Big Springs debate resurfaces
Monday, July 27, 1998 | 10:55 a.m.
Big Springs is the birthplace of Las Vegas.
It's not much to look at, sitting behind the fence surrounding the Las Vegas Valley Water District well field. But people flocked to its artesian springs as early as 11,000 years ago.
Some cottonwoods and grasses wave a natural green flag to the south as motorists pass the site south of U.S. 95 between the Valley View Boulevard and Rancho Drive ramps.
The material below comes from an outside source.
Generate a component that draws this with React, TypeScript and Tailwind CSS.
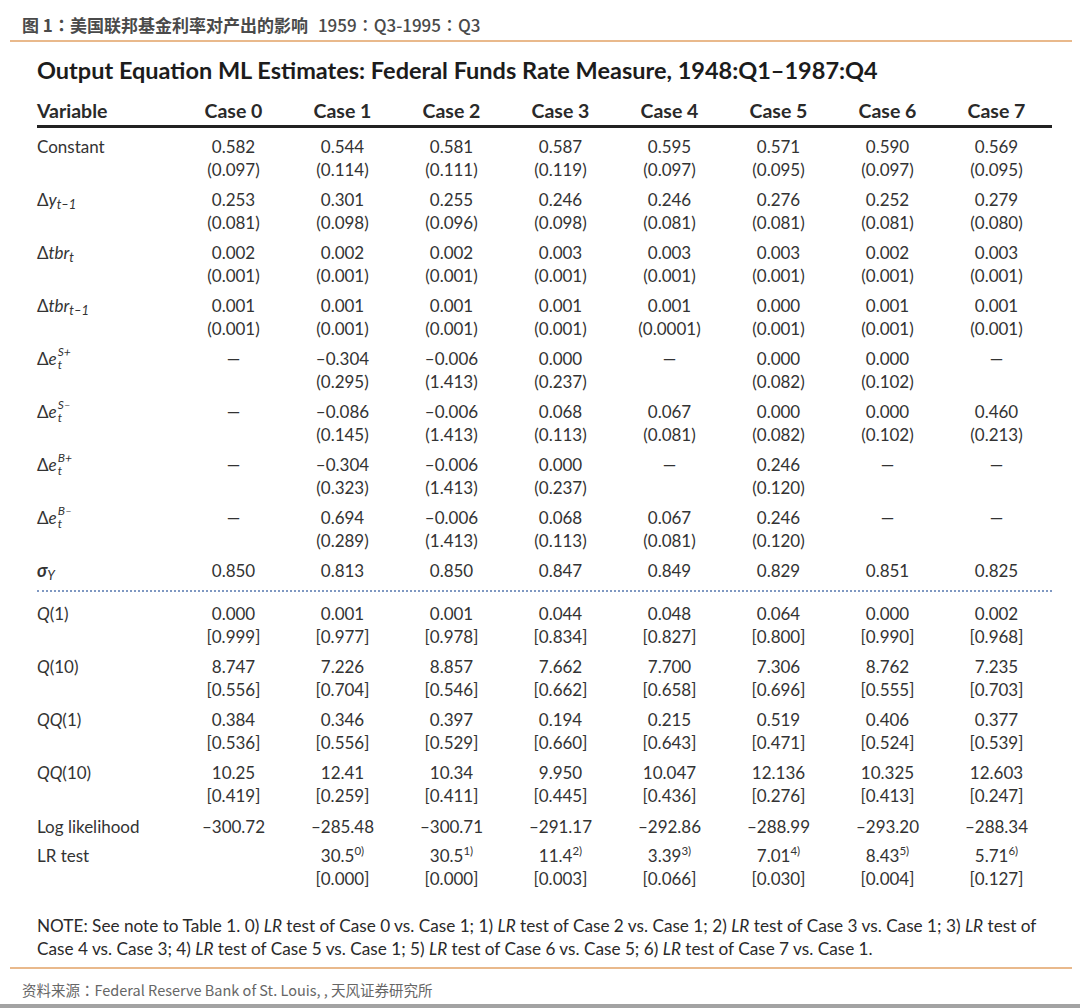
import React from "react";

type Cell = { v: React.ReactNode; s?: React.ReactNode } | null;

const D = "—";

function SupSub({ sup, sub }: { sup: string; sub: string }) {
  return (
    <span className="inline-flex flex-col align-middle ml-[1px] -translate-y-[2px]">
      <span className="text-[12px] italic leading-[14px]">{sup}</span>
      <span className="text-[12px] italic leading-[14px] -mt-[1px]">{sub}</span>
    </span>
  );
}

function Row({
  label,
  cells,
  className = "",
}: {
  label: React.ReactNode;
  cells: Cell[];
  className?: string;
}) {
  return (
    <div className={"grid grid-cols-[142px_repeat(8,109px)] leading-[23px] " + className}>
      <div className="whitespace-nowrap h-[23px]">{label}</div>
      {cells.map((c, i) => (
        <div key={i} className="flex flex-col items-center whitespace-nowrap">
          <span>{c ? c.v : D}</span>
          {c && c.s !== undefined ? <span>{c.s}</span> : null}
        </div>
      ))}
    </div>
  );
}

const p = (v: string, s?: string): Cell => ({ v, s: s !== undefined ? `(${s})` : undefined });
const b = (v: string, s: string): Cell => ({ v, s: `[${s}]` });
const lr = (v: string, n: string, s: string): Cell => ({
  v: (
    <span>
      {v}
      <sup className="text-[11.5px] -top-[7px]">{n})</sup>
    </span>
  ),
  s: `[${s}]`,
});

const Colon = () => (
  <span style={{ fontFamily: "'Noto Sans CJK TC', 'Noto Sans CJK SC', sans-serif" }}>：</span>
);

export default function App() {
  return (
    <div
      className="w-[1080px] h-[1008px] bg-white flex flex-col text-[#333]"
      style={{ fontFamily: "Lato, 'Open Sans', sans-serif" }}
    >
      <div
        className="px-[22px] pt-[15px] leading-[20px] text-[17px] text-[#4a4a4a] whitespace-nowrap"
        style={{ fontFamily: "'Noto Sans CJK SC', 'Noto Sans', sans-serif" }}
      >
        <span className="font-bold">
          图 1<Colon />美国联邦基金利率对产出的影响
        </span>
        <span className="font-medium ml-[10px]">
          1959<Colon />Q3-1995<Colon />Q3
        </span>
      </div>
      <div className="mx-[10px] mt-[5px] h-[2px] bg-[#e9b98c] w-[1062px]" />

      <div className="ml-[37px] mt-[14px] leading-[28px] text-[23.5px] font-bold text-[#1c1c1c] whitespace-nowrap">
        Output Equation ML Estimates: Federal Funds Rate Measure, 1948:Q1–1987:Q4
      </div>

      <div className="ml-[37px] mt-[15px] w-[1015px] text-[17px]">
        <div className="grid grid-cols-[142px_repeat(8,109px)] leading-[23px] font-bold text-[19.5px] text-[#2a2a2a] pb-[3px] border-b-[3px] border-[#222]">
          <div>Variable</div>
          {[0, 1, 2, 3, 4, 5, 6, 7].map((i) => (
            <div key={i} className="text-center">
              Case {i}
            </div>
          ))}
        </div>

        <Row
          className="mt-[7px]"
          label="Constant"
          cells={[
            p("0.582", "0.097"),
            p("0.544", "0.114"),
            p("0.581", "0.111"),
            p("0.587", "0.119"),
            p("0.595", "0.097"),
            p("0.571", "0.095"),
            p("0.590", "0.097"),
            p("0.569", "0.095"),
          ]}
        />
        <Row
          className="mt-[7px]"
          label={
            <span>
              Δ<i>y</i>
              <sub className="text-[13px] italic">t–1</sub>
            </span>
          }
          cells={[
            p("0.253", "0.081"),
            p("0.301", "0.098"),
            p("0.255", "0.096"),
            p("0.246", "0.098"),
            p("0.246", "0.081"),
            p("0.276", "0.081"),
            p("0.252", "0.081"),
            p("0.279", "0.080"),
          ]}
        />
        <Row
          className="mt-[7px]"
          label={
            <span>
              Δ<i>tbr</i>
              <sub className="text-[13px] italic">t</sub>
            </span>
          }
          cells={[
            p("0.002", "0.001"),
            p("0.002", "0.001"),
            p("0.002", "0.001"),
            p("0.003", "0.001"),
            p("0.003", "0.001"),
            p("0.003", "0.001"),
            p("0.002", "0.001"),
            p("0.003", "0.001"),
          ]}
        />
        <Row
          className="mt-[7px]"
          label={
            <span>
              Δ<i>tbr</i>
              <sub className="text-[13px] italic">t–1</sub>
            </span>
          }
          cells={[
            p("0.001", "0.001"),
            p("0.001", "0.001"),
            p("0.001", "0.001"),
            p("0.001", "0.001"),
            p("0.001", "0.0001"),
            p("0.000", "0.001"),
            p("0.001", "0.001"),
            p("0.001", "0.001"),
          ]}
        />
        <Row
          className="mt-[7px]"
          label={
            <span>
              Δ<i>e</i>
              <SupSub sup="S+" sub="t" />
            </span>
          }
          cells={[
            null,
            p("–0.304", "0.295"),
            p("–0.006", "1.413"),
            p("0.000", "0.237"),
            null,
            p("0.000", "0.082"),
            p("0.000", "0.102"),
            null,
          ]}
        />
        <Row
          className="mt-[7px]"
          label={
            <span>
              Δ<i>e</i>
              <SupSub sup="S–" sub="t" />
            </span>
          }
          cells={[
            null,
            p("–0.086", "0.145"),
            p("–0.006", "1.413"),
            p("0.068", "0.113"),
            p("0.067", "0.081"),
            p("0.000", "0.082"),
            p("0.000", "0.102"),
            p("0.460", "0.213"),
          ]}
        />
        <Row
          className="mt-[7px]"
          label={
            <span>
              Δ<i>e</i>
              <SupSub sup="B+" sub="t" />
            </span>
          }
          cells={[
            null,
            p("–0.304", "0.323"),
            p("–0.006", "1.413"),
            p("0.000", "0.237"),
            null,
            p("0.246", "0.120"),
            null,
            null,
          ]}
        />
        <Row
          className="mt-[7px]"
          label={
            <span>
              Δ<i>e</i>
              <SupSub sup="B–" sub="t" />
            </span>
          }
          cells={[
            null,
            p("0.694", "0.289"),
            p("–0.006", "1.413"),
            p("0.068", "0.113"),
            p("0.067", "0.081"),
            p("0.246", "0.120"),
            null,
            null,
          ]}
        />
        <Row
          className="mt-[7px]"
          label={
            <span>
              <i className="font-bold text-[18px]">σ</i>
              <sub className="text-[13px] italic">Y</sub>
            </span>
          }
          cells={[
            p("0.850"),
            p("0.813"),
            p("0.850"),
            p("0.847"),
            p("0.849"),
            p("0.829"),
            p("0.851"),
            p("0.825"),
          ]}
        />

        <div className="mt-[8px] border-t-2 border-dotted border-[#7f98c2]" />

        <Row
          className="mt-[10px]"
          label={
            <span>
              <i>Q</i>(1)
            </span>
          }
          cells={[
            b("0.000", "0.999"),
            b("0.001", "0.977"),
            b("0.001", "0.978"),
            b("0.044", "0.834"),
            b("0.048", "0.827"),
            b("0.064", "0.800"),
            b("0.000", "0.990"),
            b("0.002", "0.968"),
          ]}
        />
        <Row
          className="mt-[7px]"
          label={
            <span>
              <i>Q</i>(10)
            </span>
          }
          cells={[
            b("8.747", "0.556"),
            b("7.226", "0.704"),
            b("8.857", "0.546"),
            b("7.662", "0.662"),
            b("7.700", "0.658"),
            b("7.306", "0.696"),
            b("8.762", "0.555"),
            b("7.235", "0.703"),
          ]}
        />
        <Row
          className="mt-[7px]"
          label={
            <span>
              <i>QQ</i>(1)
            </span>
          }
          cells={[
            b("0.384", "0.536"),
            b("0.346", "0.556"),
            b("0.397", "0.529"),
            b("0.194", "0.660"),
            b("0.215", "0.643"),
            b("0.519", "0.471"),
            b("0.406", "0.524"),
            b("0.377", "0.539"),
          ]}
        />
        <Row
          className="mt-[7px]"
          label={
            <span>
              <i>QQ</i>(10)
            </span>
          }
          cells={[
            b("10.25", "0.419"),
            b("12.41", "0.259"),
            b("10.34", "0.411"),
            b("9.950", "0.445"),
            b("10.047", "0.436"),
            b("12.136", "0.276"),
            b("10.325", "0.413"),
            b("12.603", "0.247"),
          ]}
        />
        <Row
          className="mt-[8px]"
          label="Log likelihood"
          cells={[
            p("–300.72"),
            p("–285.48"),
            p("–300.71"),
            p("–291.17"),
            p("–292.86"),
            p("–288.99"),
            p("–293.20"),
            p("–288.34"),
          ]}
        />
        <Row
          className="mt-[6px]"
          label="LR test"
          cells={[
            { v: "\u00a0" },
            lr("30.5", "0", "0.000"),
            lr("30.5", "1", "0.000"),
            lr("11.4", "2", "0.003"),
            lr("3.39", "3", "0.066"),
            lr("7.01", "4", "0.030"),
            lr("8.43", "5", "0.004"),
            lr("5.71", "6", "0.127"),
          ]}
        />
      </div>

      <div className="ml-[37px] mt-[24px] text-[17.2px] leading-[23px] text-[#2a2a2a] whitespace-nowrap">
        <div>
          NOTE: See note to Table 1. 0) <i>LR</i> test of Case 0 vs. Case 1; 1) <i>LR</i> test of Case 2 vs. Case 1; 2){" "}
          <i>LR</i> test of Case 3 vs. Case 1; 3) <i>LR</i> test of
        </div>
        <div>
          Case 4 vs. Case 3; 4) <i>LR</i> test of Case 5 vs. Case 1; 5) <i>LR</i> test of Case 6 vs. Case 5; 6){" "}
          <i>LR</i> test of Case 7 vs. Case 1.
        </div>
      </div>

      <div className="mx-[10px] mt-[7px] h-[2px] bg-[#e9b98c] w-[1062px]" />

      <div
        className="px-[22px] mt-[11px] leading-[20px] text-[14.5px] text-[#666] whitespace-nowrap"
        style={{ fontFamily: "'Noto Sans CJK SC', 'Noto Sans', sans-serif" }}
      >
        资料来源<Colon />Federal Reserve Bank of St. Louis, , 天风证券研究所
      </div>

      <div className="mt-auto h-[4px] bg-[#a3a3a3]" />
    </div>
  );
}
Many residents don't know this island exists in the urban desert.
But scientists looking at what lurks beneath the surface have made some startling discoveries recently.
Archaeologist Greg Seymour of the Harry Reid Center for Environmental Studies on the UNLV campus, who was hired to conduct sensitive environmental studies of Big Springs, has found ancient tools at the site.
"This has been a magnet for human beings for the past 5,000 years at least," he said of the watering hole that gave Las Vegas its name. "Las Vegas" in Spanish means "The Meadows."
Seymour found ancient rocks formed when water flowed through caliche, the hardpan deposited across the Las Vegas Valley. Someone chiseled those rocks into tools while wandering near Big Springs.
Although similar tools have been found scattered throughout other places in Southern Nevada, they may have been made at Big Springs, Seymour said. "This is unusual rock, and it may not be found anywhere else in the world," he said.
While the Las Vegas Valley Water District hopes to preserve Big Springs as a park and educational center, the Nevada Department of Transportation is planning an expansion of the U.S. 95 Expressway.
The question is which way to expand the expressway: pave over the springs' creek beds south of the existing highway or bulldoze the 62 homes north of it.
If Big Springs is preserved, it will become the Mojave Desert Preserve, a haven for rare species and for schoolchildren to learn about the city's history.
"Hopefully the springs won't be paved over," said Donald Baepler, director of the Harry Reid Center. "We have so little history, and this is prehistoric as well as historic."
Instead of digging a trench with a backhoe, Seymour uses the least invasive scientific techniques to make the site reveal the ancient and modern people who were drawn the lush springs in the middle of the harsh Mojave Desert.
And Seymour has updated earlier work at the site before it was listed on the National Register of Historical Places in 1979. Archaeologist Claude Warren in 1972 discovered an arrowhead that was dated at 1,400 years old. Seymour, using the latest dating technique, now says the stone point is almost 5,000 years old.
"Who knows what else is buried out there?" he asked.
Biologists made another discovery this spring: Wheat sprouted in the Las Vegas Spring channel after Southern Nevada's wet winter. But there's no wheat in bird seed or other modern sources such as the stalks growing near the creeks, said Kim Zukovsky, environmental planner for the Big Springs project.
"It looks like the historical seeds stayed there and when the right conditions came along, the wheat grew," she said. The springs once fed orchards, fields of alfalfa and hay and vegetable gardens to support the pioneers.
Kent Cooper, NDOT project manager, said the public will have a chance to be heard during September and October. "We are waiting for the environmental studies to be completed," he said.